Trump trying to turn page on pandemic just 15 days before election
By Lucia Leal
Washington, Oct 19 (efe-epa).- President Donald Trump on Monday made it clear that he is trying to turn the page on the coronavirus pandemic with 15 days remaining before the Nov. 3 election, claiming that Americans are “tired” of the crisis and calling the country’s health experts “idiots.”
In a telephone call with his campaign team and after a rally in the key state of Arizona, Trump insisted that the public does not want to talk about Covid-19 any longer, despite the fact that the US is seeing a new spike in infections and hospitalizations with an average of 56,000 newly confirmed cases per day.
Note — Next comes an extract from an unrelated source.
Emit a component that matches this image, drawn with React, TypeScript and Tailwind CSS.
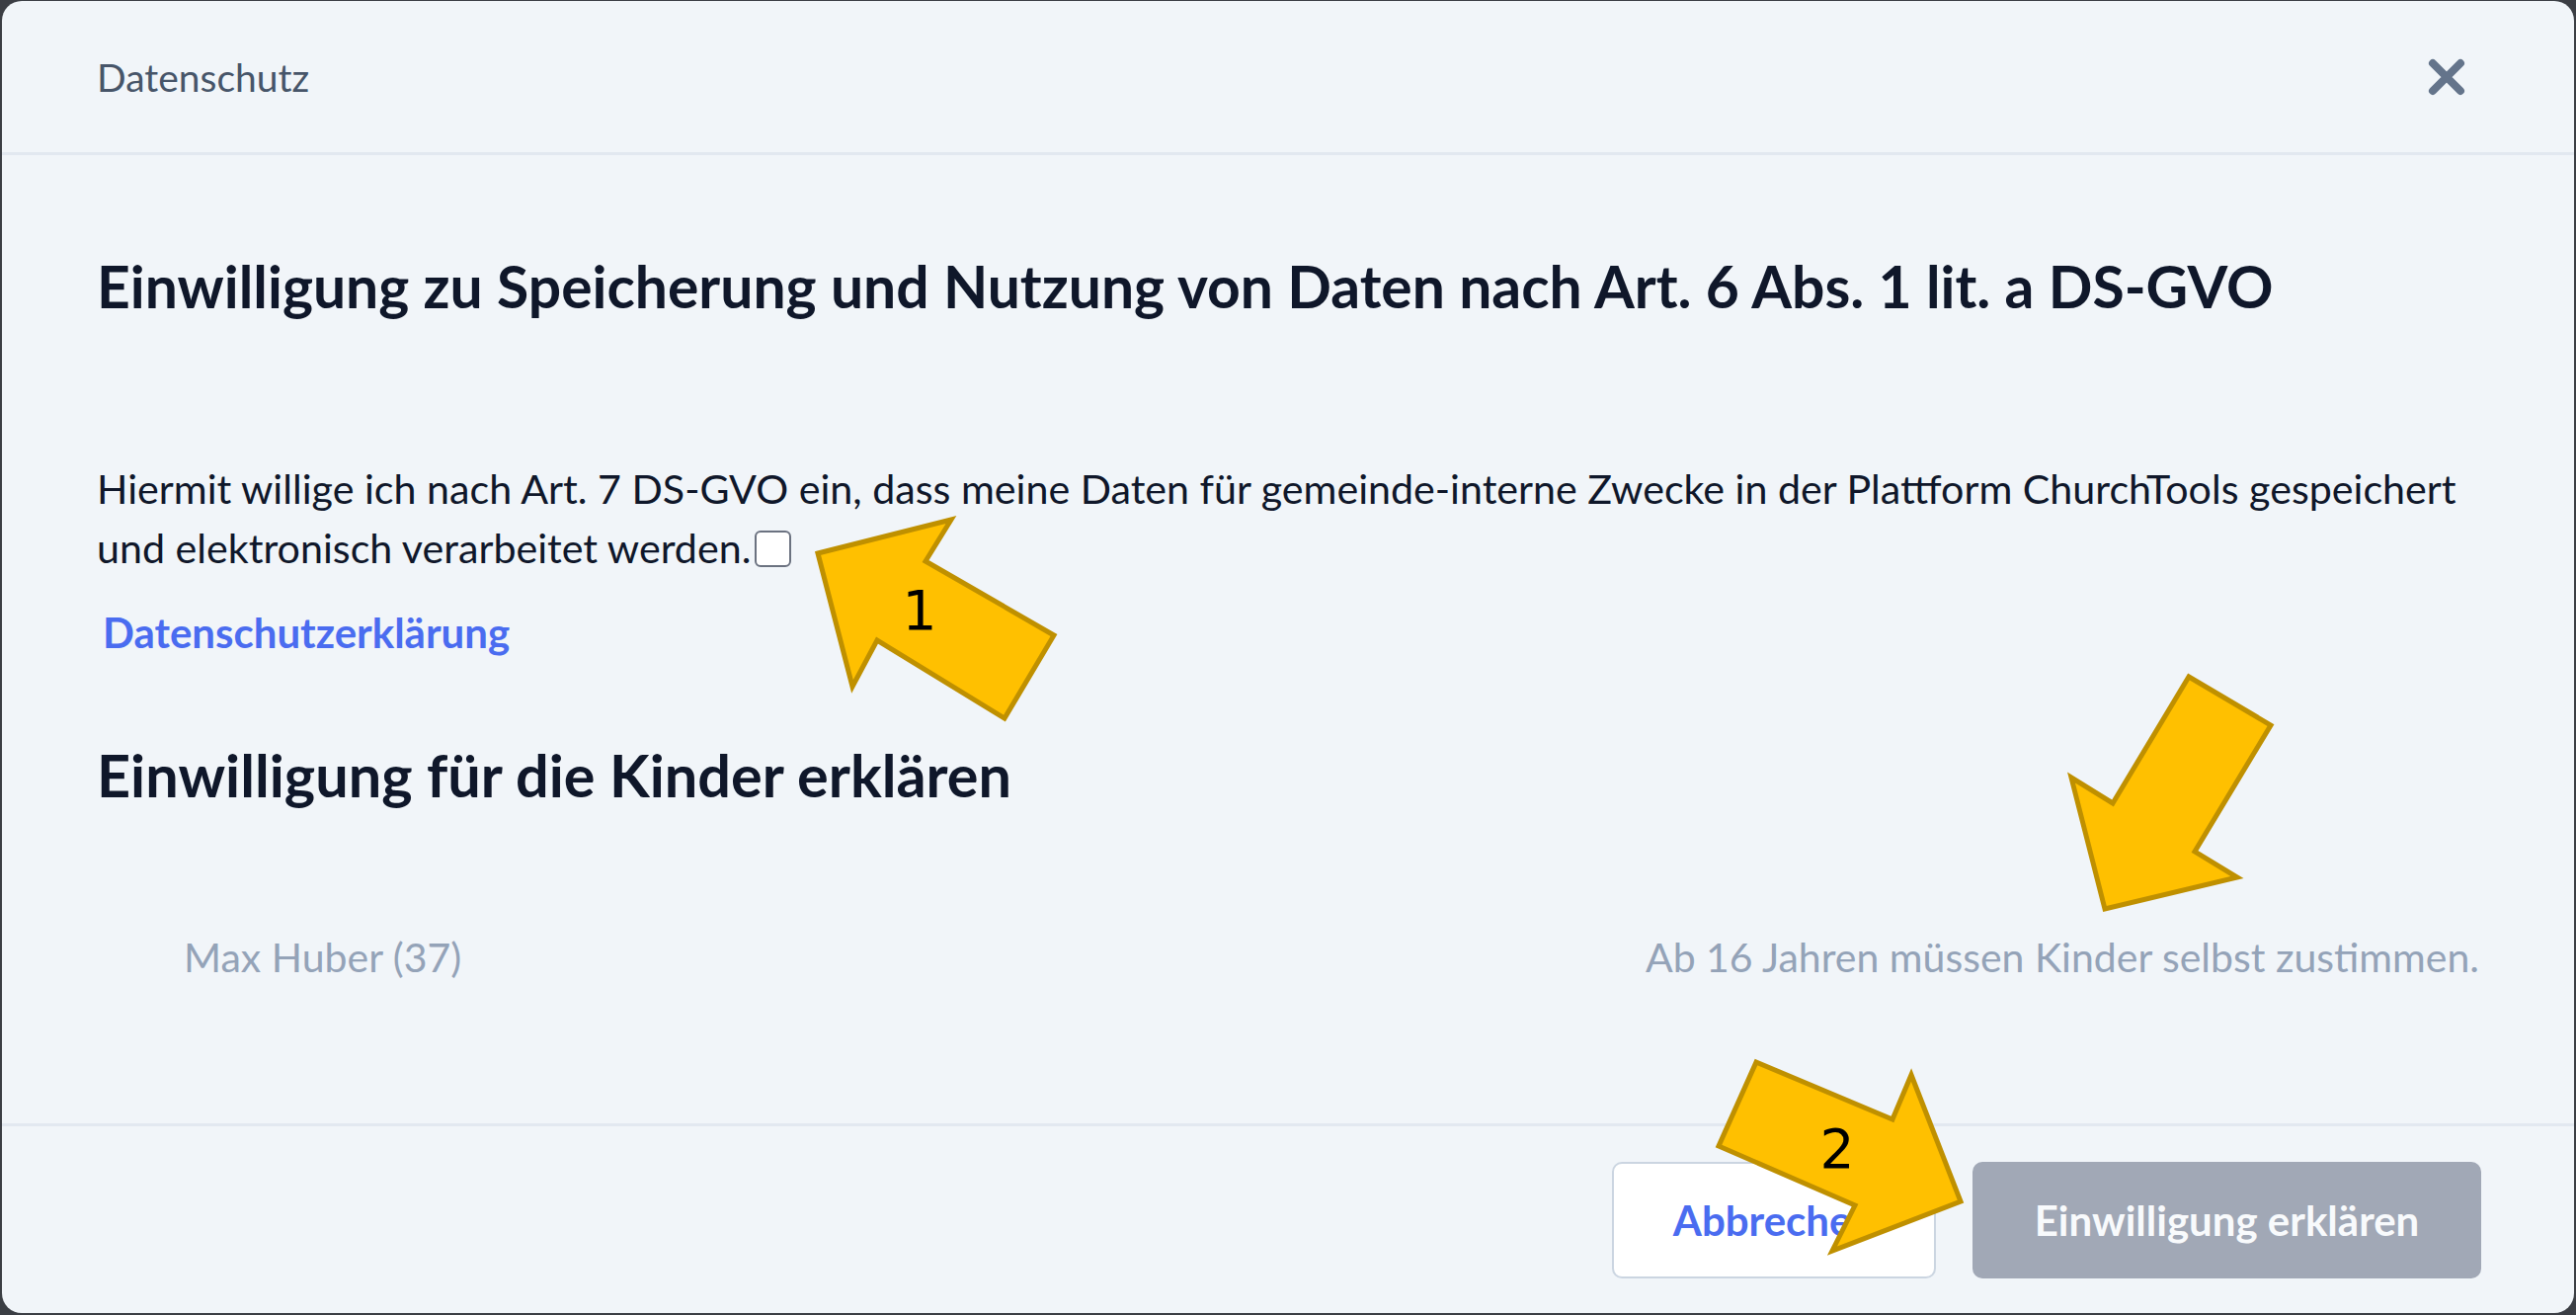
import React from "react";

function Arrows() {
  return (
    <svg
      className="pointer-events-none absolute left-0 top-0"
      width={2608}
      height={1331}
      viewBox="0 0 2608 1331"
    >
      <g fill="#FFC000" stroke="#BF9000" strokeWidth={5} strokeLinejoin="miter">
        <polygon points="828,560 963,526 937,568 1067,643 1017,727 888,648 863,695" />
        <polygon points="2216,685 2299,734 2222,862 2265,888 2131,920 2097,787 2139,813" />
        <polygon points="1778,1075 1916,1133 1935,1088 1985,1216 1855,1266 1878,1220 1740,1160" />
      </g>
      <text
        x={931}
        y={637}
        textAnchor="middle"
        fontFamily="'DejaVu Sans', sans-serif"
        fontSize={55}
        fill="#000"
      >
        1
      </text>
      <text
        x={1860}
        y={1182}
        textAnchor="middle"
        fontFamily="'DejaVu Sans', sans-serif"
        fontSize={55}
        fill="#000"
      >
        2
      </text>
    </svg>
  );
}

export default function App() {
  return (
    <div
      className="relative h-[1331px] w-[2608px] overflow-hidden bg-[#3b3e44] pb-[2px] pl-[2px] pr-[2px] pt-[1px]"
      style={{ fontFamily: "Lato, 'Noto Sans', sans-serif" }}
    >
      <div className="flex h-full flex-col rounded-[20px] bg-[#f1f5f9]">
        {/* Header */}
        <div className="flex h-[156px] shrink-0 items-center justify-between border-b-[3px] border-[#e2e8f0] pl-[96px] pr-[109px]">
          <span className="text-[39px] leading-[48px] text-[#475569]">Datenschutz</span>
          <svg width={40} height={40} viewBox="0 0 40 40">
            <path
              d="M6 6 L34 34 M34 6 L6 34"
              stroke="#64748b"
              strokeWidth={8}
              strokeLinecap="round"
            />
          </svg>
        </div>

        {/* Body */}
        <div className="flex flex-1 flex-col px-[96px] pt-[97px]">
          <h1 className="text-[58.8px] font-bold leading-[72px] text-[#0f172a]">
            Einwilligung zu Speicherung und Nutzung von Daten nach Art. 6 Abs. 1 lit. a DS-GVO
          </h1>
          <p className="mt-[138px] text-[41.2px] leading-[60px] text-[#0f172a]">
            Hiermit willige ich nach Art. 7 DS-GVO ein, dass meine Daten für gemeinde-interne Zwecke in der Plattform ChurchTools gespeichert
            und elektronisch verarbeitet werden.
            <span className="ml-[4px] inline-block h-[37px] w-[37px] rounded-[6px] border-2 border-[#6b7280] bg-white align-[-4px]" />
          </p>
          <a className="ml-[6px] mt-[32px] text-[42px] font-bold leading-[48px] text-[#4a6cf0]">
            Datenschutzerklärung
          </a>
          <h2 className="mt-[84px] text-[59.4px] font-bold leading-[72px] text-[#0f172a]">
            Einwilligung für die Kinder erklären
          </h2>
          <div className="mt-[125px] flex items-center justify-between pl-[88px] text-[41px] leading-[48px] text-[#94a3b8]">
            <span>Max Huber (37)</span>
            <span>Ab 16 Jahren müssen Kinder selbst zustimmen.</span>
          </div>
        </div>

        {/* Footer */}
        <div className="flex shrink-0 items-center justify-end gap-[37px] border-t-[3px] border-[#e2e8f0] pb-[35px] pl-[96px] pr-[94px] pt-[36px]">
          <button className="flex h-[118px] w-[328px] items-center justify-center rounded-[10px] border-2 border-[#cbd5e1] bg-white text-[42px] font-bold text-[#4a6cf0]">
            Abbrechen
          </button>
          <button className="flex h-[118px] w-[515px] items-center justify-center rounded-[10px] bg-[#a1a8b6] text-[42px] font-bold text-[#f8fafc]">
            Einwilligung erklären
          </button>
        </div>
      </div>
      <Arrows />
    </div>
  );
}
“People are tired of Covid,” Trump told campaign staffers, CNBC reported, claiming that people are “tired of hearing Fauci and all these idiots, all these idiots who got it wrong,” referring to the country’s top epidemiologist, Dr. Anthony Fauci, and other US health experts.
Trump reacted in this way to an interview aired on Sunday by CBS in which Fauci said that it did not surprise him at all that the president had become infected with Covid-19 earlier in October and that Trump on occasion had equated wearing a mask with showing weakness.
The president broached the idea of firing Fauci, called him a “disaster” and said that doing so would be a “bomb,” but later he admitted that it would be too controversial to jettison the health expert, who is the director of the nonpartisan National Institute of Allergy and Infectious Diseases and has advised six US presidents on national health matters.
In the first of two rallies in Arizona, Trump mocked his rival in the presidential election, Democrat Joe Biden, saying that he wants to listen to Fauci for relevant health advice for the country.
Biden. who had no campaign events scheduled for Monday, responded in a tweet with a simple “Yes” and lambasted Trump in a statement for attacking Fauci.
“Mr. President, you’re right about one thing: the American people are tired. They’re tired of your lies about this virus. They’re tired of watching more Americans die, and more people lose their jobs because you refuse to take this pandemic seriously,” Biden said.
The management of the Covid-19 crisis is the Achilles heel of Trump’s campaign, and the president wants to stop talking about it, on Monday calling top execs at CNN “dumb bastards” for continuing to report about a pandemic that has killed more than 220,000 Americans.
The Trump campaign’s clear interest in diverting attention from the pandemic, with the president himself, the first lady, and several dozen White House officials and staffers becoming infected two weeks ago is such that on Monday it complained about the viewpoint that the issue should be part of the debate this Thursday in which Trump and Biden will face off for the final time in a virtual moderated debate in Nashville, Tennessee.
“We had expected that foreign policy would be the central focus of the October 22 debate,” wrote Trump campaign manager Bill Stepien in a letter sent to the independent Commission on Presidential Debates.
Stepien complained about the decision of the debate moderator – journalist Kristen Welker – not to focus only on an exchange of views on foreign policy but rather to also include questions about Covid-19 and climate change, which are significantly thornier issues for Trump, given his much-criticized stances on both.
Nevertheless, and although Biden is maintaining his roughly 10-point advantage over Trump in the national voter surveys, the president and his campaign said on Monday that they are sure that they will be able to win the Nov. 3 election, despite all the forecasts saying otherwise, as they did in 2016.
Trump said on Twitter that he had never been more optimistic about winning the election than right now in either of his two presidential campaigns.
In a telephone press conference, Stepien admitted that the contest is close, but he predicted that Trump will win the key states of Florida and Nevada and announced an investment of $55 million in television ads in those two states, as well as in Arizona, Iowa, Michigan, Wisconsin, Pennsylvania, North Carolina and Georgia.